Calculate how much fertilizer to apply for any crop. Enter your field size and recommended NPK dose to find exact quantities of urea, DAP, and MOP needed.
NPK stands for Nitrogen (N), Phosphorus (P), and Potassium (K) — the three primary macronutrients plants need. Fertilizer bags list NPK as percentages. Urea is 46-0-0, DAP is 18-46-0, MOP is 0-0-60.
Recommended nitrogen for wheat is 120 kg/ha = 48.6 kg N/acre. Since urea is 46% N: urea needed = 48.6/0.46 = 105.6 kg/acre ≈ 2 bags of 50 kg. Apply in split doses — half at sowing, half at first irrigation.
DAP (Di-Ammonium Phosphate) is 18-46-0 — it contains 18% nitrogen and 46% phosphorus (as P₂O₅).
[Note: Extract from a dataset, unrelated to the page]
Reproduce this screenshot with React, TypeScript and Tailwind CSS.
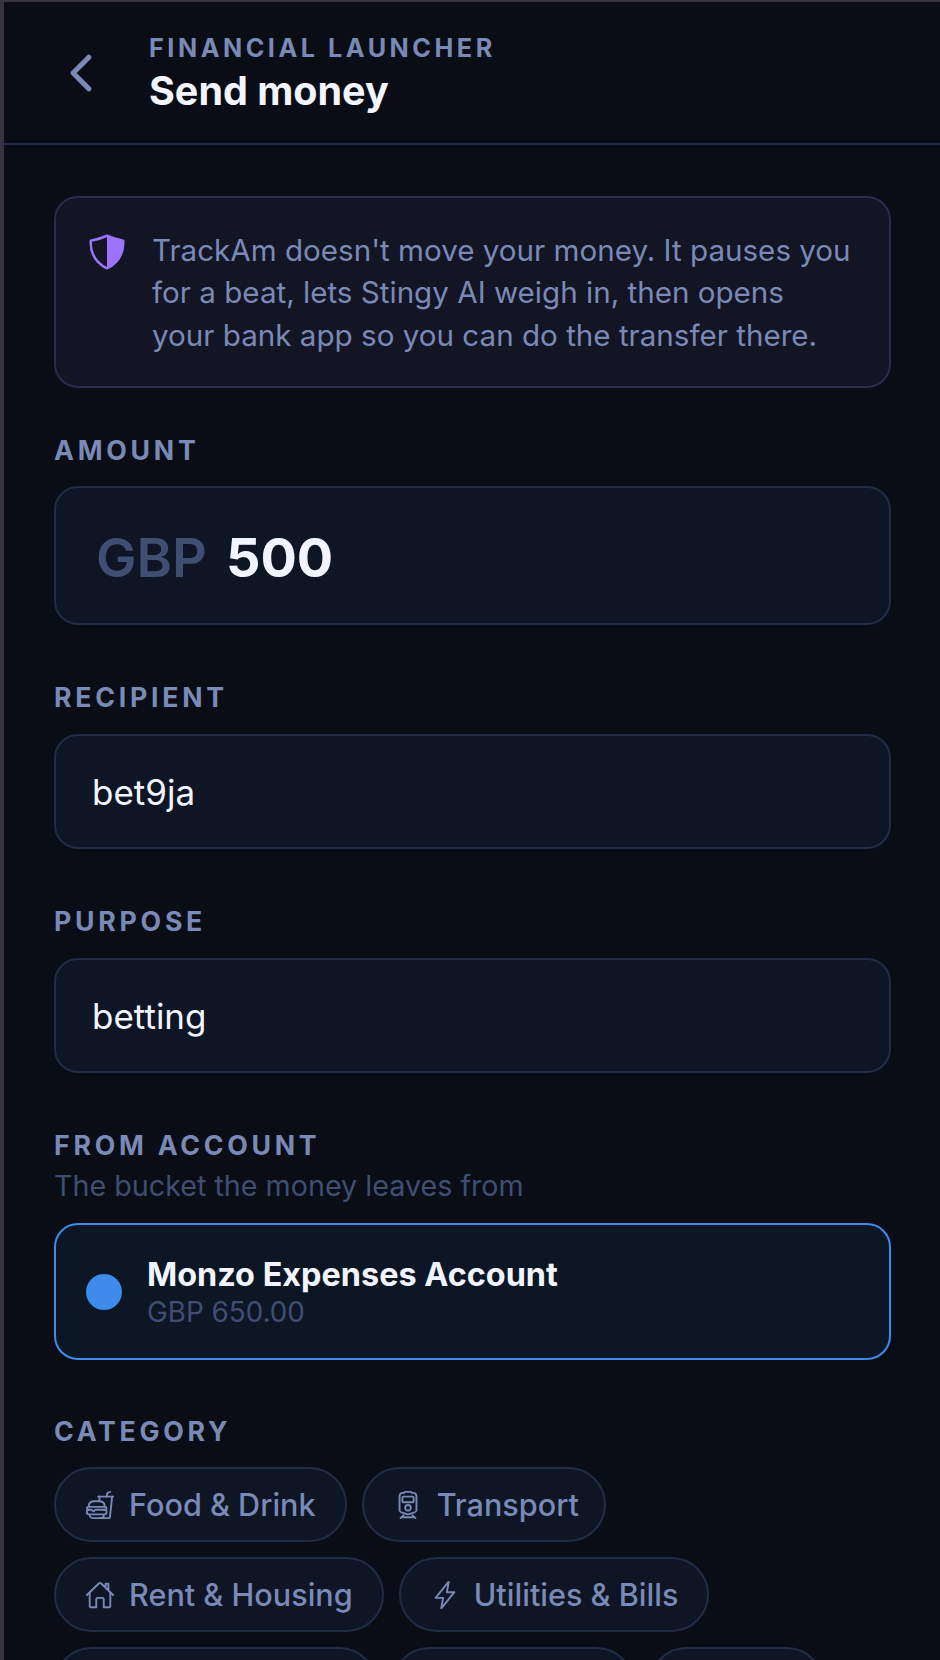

It is the most common phosphatic fertilizer in India. Apply at sowing for root development.
Both supply phosphorus. SSP (Single Super Phosphate) is 16% P₂O₅ and also contains 11% sulphur — useful for oilseeds and pulses. DAP is 46% P₂O₅ — more concentrated, less volume needed. DAP costs more per bag but less per kg of P.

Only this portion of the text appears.